Now, we are making our city more family friendly by launching New York City’s first-ever Municipal Child Care Pilot Program. The program will provide affordable child care for employees of the Department of Citywide Administrative Services — right where they work. We are achieving this by turning underutilized city-owned space into on-site, free child care centers for our workers. So even as they are doing their own jobs, city employees will know that their children are nearby, well looked after, and safe. The program will begin in September 2026, and — along with another $10-million investment we made in a groundbreaking pilot program to provide free child care for children from low-income families aged two and under — more quickly puts our city on the path to universal child care.
City employees are the engine that keeps our city moving: cleaning our streets, teaching our children, and keeping us safe.

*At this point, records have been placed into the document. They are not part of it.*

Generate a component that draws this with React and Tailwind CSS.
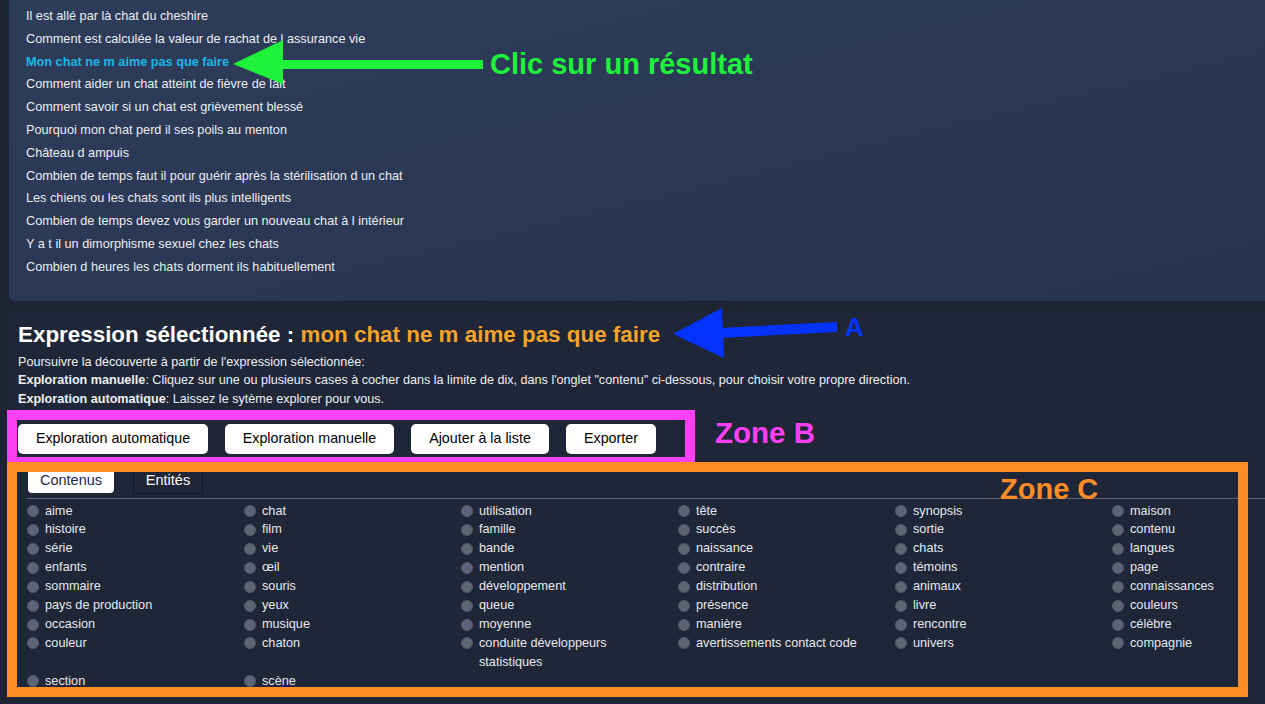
import React from "react";

const results = [
  "Il est allé par là chat du cheshire",
  "Comment est calculée la valeur de rachat de l assurance vie",
  "Mon chat ne m aime pas que faire",
  "Comment aider un chat atteint de fièvre de lait",
  "Comment savoir si un chat est grièvement blessé",
  "Pourquoi mon chat perd il ses poils au menton",
  "Château d ampuis",
  "Combien de temps faut il pour guérir après la stérilisation d un chat",
  "Les chiens ou les chats sont ils plus intelligents",
  "Combien de temps devez vous garder un nouveau chat à l intérieur",
  "Y a t il un dimorphisme sexuel chez les chats",
  "Combien d heures les chats dorment ils habituellement",
];

// row-major, six columns
const contenus = [
  "aime", "chat", "utilisation", "tête", "synopsis", "maison",
  "histoire", "film", "famille", "succès", "sortie", "contenu",
  "série", "vie", "bande", "naissance", "chats", "langues",
  "enfants", "œil", "mention", "contraire", "témoins", "page",
  "sommaire", "souris", "développement", "distribution", "animaux", "connaissances",
  "pays de production", "yeux", "queue", "présence", "livre", "couleurs",
  "occasion", "musique", "moyenne", "manière", "rencontre", "célèbre",
  "couleur", "chaton", "conduite développeurs statistiques", "avertissements contact code", "univers", "compagnie",
  "section", "scène",
];

const buttons = [
  { label: "Exploration automatique", w: "w-[190px]" },
  { label: "Exploration manuelle", w: "w-[169px]" },
  { label: "Ajouter à la liste", w: "w-[138px]" },
  { label: "Exporter", w: "w-[90px]" },
];

function CheckItem({ label }) {
  return (
    <div className="flex items-start">
      <span className="mt-[3.5px] h-[12px] w-[12px] shrink-0 rounded-full border border-[#525a69] bg-[#5d6473]" />
      <span className="ml-[6px] max-w-[175px] text-[#e7e9ed]">{label}</span>
    </div>
  );
}

export default function App() {
  return (
    <div className="relative h-[704px] w-full overflow-hidden bg-[#1d2333] font-['Liberation_Sans',Arial,sans-serif]">
      {/* results list */}
      <div className="ml-[9px] rounded-bl-[6px] bg-gradient-to-br from-[#2d3c59] to-[#273450] pb-[22px] pl-[17px] pt-[5px] text-[12.7px] leading-[22.8px] text-[#eceef2]">
        {results.map((r, i) => (
          <div
            key={r}
            className={i === 2 ? "font-bold text-[#1db6e6]" : ""}
          >
            {r}
          </div>
        ))}
      </div>

      {/* selected expression */}
      <div className="ml-[9px] mt-[10px] h-[400px] rounded-tl-[6px] bg-[#1f2637] pl-[9px] pt-[12px] text-white">
        <h2 className="text-[22.4px] font-bold leading-[24px]">
          Expression sélectionnée :{" "}
          <span className="text-[#f5a42a]">mon chat ne m aime pas que faire</span>
        </h2>
        <div className="mt-[6px] text-[12.6px] leading-[18.5px] text-[#eef0f3]">
          <p>Poursuivre la découverte à partir de l'expression sélectionnée:</p>
          <p>
            <b>Exploration manuelle</b>: Cliquez sur une ou plusieurs cases à cocher dans la limite de dix, dans l'onglet "contenu" ci-dessous, pour choisir votre propre direction.
          </p>
          <p>
            <b>Exploration automatique</b>: Laissez le sytème explorer pour vous.
          </p>
        </div>

        <div className="mt-[15.5px] flex gap-[17px]">
          {buttons.map((b) => (
            <button
              key={b.label}
              className={`${b.w} h-[30px] rounded-[5px] bg-white text-[14.3px] text-black`}
            >
              {b.label}
            </button>
          ))}
        </div>

        <div className="ml-[10px] mt-[15px] flex gap-[19px] text-[14.5px]">
          <div className="flex h-[24px] w-[86px] items-center justify-center rounded-b-[4px] bg-white text-[#1d2a45]">
            Contenus
          </div>
          <div className="flex h-[25px] w-[70px] items-center justify-center border border-[#10141f] text-white">
            Entités
          </div>
        </div>
        <div className="ml-[9px] mt-[4px] h-px bg-[#5b6272]" />

        <div className="ml-[9px] mt-[3px] grid grid-cols-[repeat(6,217px)] text-[12.7px] leading-[18.9px]">
          {contenus.map((c) => (
            <CheckItem key={c} label={c} />
          ))}
        </div>
      </div>

      {/* annotations */}
      <svg
        className="pointer-events-none absolute left-0 top-0"
        width="1265"
        height="704"
        viewBox="0 0 1265 704"
      >
        <polygon points="233,64 283,40 283,84" fill="#1ff23b" />
        <rect x="281" y="60" width="202" height="9" fill="#1ff23b" />
        <polygon points="673,334 722,308 724,358" fill="#0433ff" />
        <polygon points="720,328 837,322 837,332 720,338" fill="#0433ff" />
      </svg>

      <div className="absolute left-[490px] top-[48px] text-[29px] font-bold leading-[33px] text-[#1ff23b]">
        Clic sur un résultat
      </div>
      <div className="absolute left-[845px] top-[312px] text-[26px] font-bold leading-[30px] text-[#0433ff]">
        A
      </div>

      <div className="pointer-events-none absolute left-[7px] top-[410px] h-[57px] w-[688px] border-[10px] border-[#fd3ff5]" />
      <div className="absolute left-[715px] top-[416px] text-[29.5px] font-bold leading-[34px] text-[#fd3ff5]">
        Zone B
      </div>

      <div className="pointer-events-none absolute left-[7px] top-[462px] h-[235px] w-[1241px] border-[10px] border-[#ff8c26]" />
      <div className="absolute left-[1000px] top-[472px] text-[29px] font-bold leading-[34px] text-[#ff8c26]">
        Zone C
      </div>
    </div>
  );
}
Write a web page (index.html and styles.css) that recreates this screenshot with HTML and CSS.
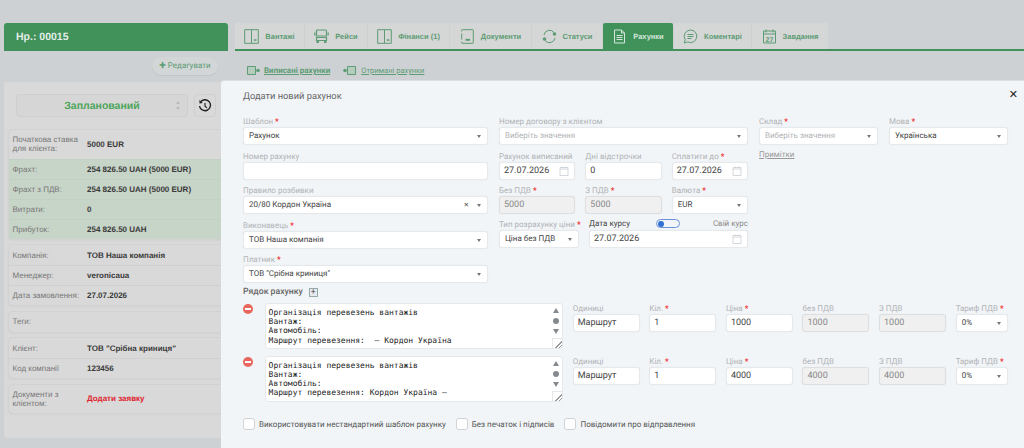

With this program, we are giving back to some of these New Yorkers who do so much for us. This $10-million investment also means city employees can have work-family balance, making a crucial difference — especially for working mothers.
We know that when mothers leave the workforce to care for a child, they forgo $145,000 in earnings throughout their lifetime on average. If parents are forced to leave the workforce, families struggle, and our economy is weakened. I saw the struggle first-hand: my mother couldn’t afford child care even though she worked three jobs just to put food on the table for her six kids and keep a roof over our heads. So, my sister had to help raise me and my siblings because the city was not there to help us when we needed it.
I am proud to say that our Municipal Child Care Pilot Program builds on the work we have already done to help put more money back into the pockets of municipal employees and make child care more affordable for all New Yorkers.
This work includes wiping out $360 million in student loan debt for 100,000 of our hard-working public servants, and investing $70 million in our “Best Budget Ever” towards supporting pre-K special education students who require occupational therapy, speech therapy, and other related services.
We have also worked to make child care funding permanent in our city budget by adding $170 million more into early childhood education. This allows critical programs like pre-K special education and the expansion of our citywide 3-K program to be supported into the future.
Additionally, we have driven down the cost of subsidized child care by over 90 percent since we came into office. Thanks to our efforts, a family earning $55,000 a year went from spending $55 a week on child care in 2022 to just $4.80 a week today.
In New York, we know it takes a city to raise a child, and with these investments we are not only making our city more affordable but making it the best place to find opportunity, raise a family, and live the American Dream.